### [Given exercise]
Search the material for "components" and show all lines that contain it.

### [Dataset content]

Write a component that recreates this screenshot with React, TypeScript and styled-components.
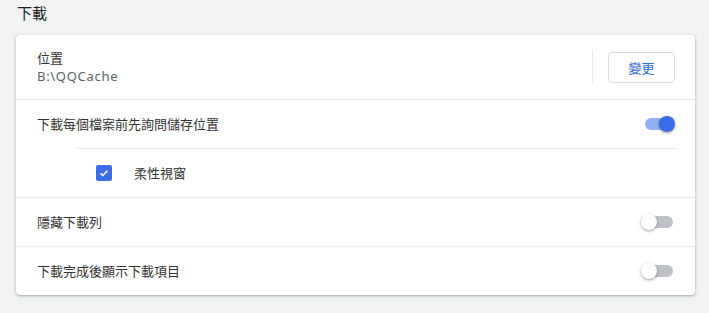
import React, { useState } from 'react'
import styled, { createGlobalStyle } from 'styled-components'

const GlobalStyle = createGlobalStyle`
  body {
    margin: 0;
    background: #f1f3f4;
    font-family: 'Noto Sans', 'Noto Sans CJK TC', sans-serif;
    color: #333;
  }
`

const Page = styled.div`
  padding: 0 14px 18px 16px;
`

const Title = styled.h2`
  margin: 0;
  padding: 2px 0 0 1px;
  height: 33px;
  font-size: 15px;
  font-weight: 400;
  line-height: 22px;
  color: #202124;
`

const Card = styled.section`
  background: #fff;
  border-radius: 4px;
  box-shadow: 0 1px 2px rgba(60, 64, 67, 0.3), 0 1px 3px 1px rgba(60, 64, 67, 0.12);
`

const Row = styled.div<{ $tall?: boolean; $plain?: boolean }>`
  display: flex;
  align-items: center;
  min-height: ${({ $tall }) => ($tall ? '64px' : '48px')};
  padding: 0 20px 0 21px;
  border-bottom: ${({ $plain }) => ($plain ? 'none' : '1px solid #e8eaed')};
`

const SubBlock = styled.div`
  border-bottom: 1px solid #e8eaed;
`

const SubRow = styled.div`
  display: flex;
  align-items: center;
  height: 48px;
  margin: 0 18px 0 60px;
  padding-left: 20px;
  border-top: 1px solid #e8eaed;
`

const Label = styled.div`
  flex: 1;
  font-size: 13px;
  line-height: 18px;
  color: #333;
`

const Sub = styled.div`
  color: #5f6368;
  font-size: 13px;
  line-height: 18px;
  letter-spacing: 0.7px;
`

const Divider = styled.div`
  width: 1px;
  height: 34px;
  background: #e8eaed;
  margin-right: 15px;
`

const Button = styled.button`
  width: 67px;
  height: 31px;
  border: 1px solid #dadce0;
  border-radius: 4px;
  background: #fff;
  color: #3367d6;
  font-family: 'Noto Sans CJK TC', sans-serif;
  font-size: 13px;
  cursor: pointer;
`

const Track = styled.button<{ $on: boolean }>`
  position: relative;
  width: 28px;
  height: 12px;
  margin-right: 2px;
  padding: 0;
  border: none;
  border-radius: 6px;
  background: ${({ $on }) => ($on ? '#8fb0f2' : '#bdc1c6')};
  cursor: pointer;

  &::after {
    content: '';
    position: absolute;
    top: -2px;
    left: ${({ $on }) => ($on ? '14px' : '-4px')};
    width: 16px;
    height: 16px;
    border-radius: 50%;
    background: ${({ $on }) => ($on ? '#3b6ee6' : '#fff')};
    box-shadow: 0 1px 3px rgba(0, 0, 0, 0.4);
  }
`

const Box = styled.span`
  display: inline-flex;
  align-items: center;
  justify-content: center;
  width: 16px;
  height: 16px;
  border-radius: 2px;
  background: #3b6ee6;
  margin-right: 22px;
`

const Toggle: React.FC<{ initial: boolean }> = ({ initial }) => {
  const [on, setOn] = useState(initial)
  return <Track $on={on} onClick={() => setOn(!on)} aria-pressed={on} />
}

export default function App() {
  return (
    <>
      <GlobalStyle />
      <Page>
        <Title>下載</Title>
        <Card>
          <Row $tall>
            <Label>
              位置
              <Sub>B:\QQCache</Sub>
            </Label>
            <Divider />
            <Button>變更</Button>
          </Row>
          <Row $plain>
            <Label>下載每個檔案前先詢問儲存位置</Label>
            <Toggle initial={true} />
          </Row>
          <SubBlock>
            <SubRow>
              <Box>
                <svg width="12" height="12" viewBox="0 0 24 24">
                  <path d="M5 12.5l4.5 4.5L19 7.5" fill="none" stroke="#fff" strokeWidth="3" />
                </svg>
              </Box>
              <Label>柔性視窗</Label>
            </SubRow>
          </SubBlock>
          <Row>
            <Label>隱藏下載列</Label>
            <Toggle initial={false} />
          </Row>
          <Row $plain>
            <Label>下載完成後顯示下載項目</Label>
            <Toggle initial={false} />
          </Row>
        </Card>
      </Page>
    </>
  )
}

### [Exercise solution]
Write a component that recreates this screenshot with React, TypeScript and styled-components.
import styled, { createGlobalStyle } from 'styled-components'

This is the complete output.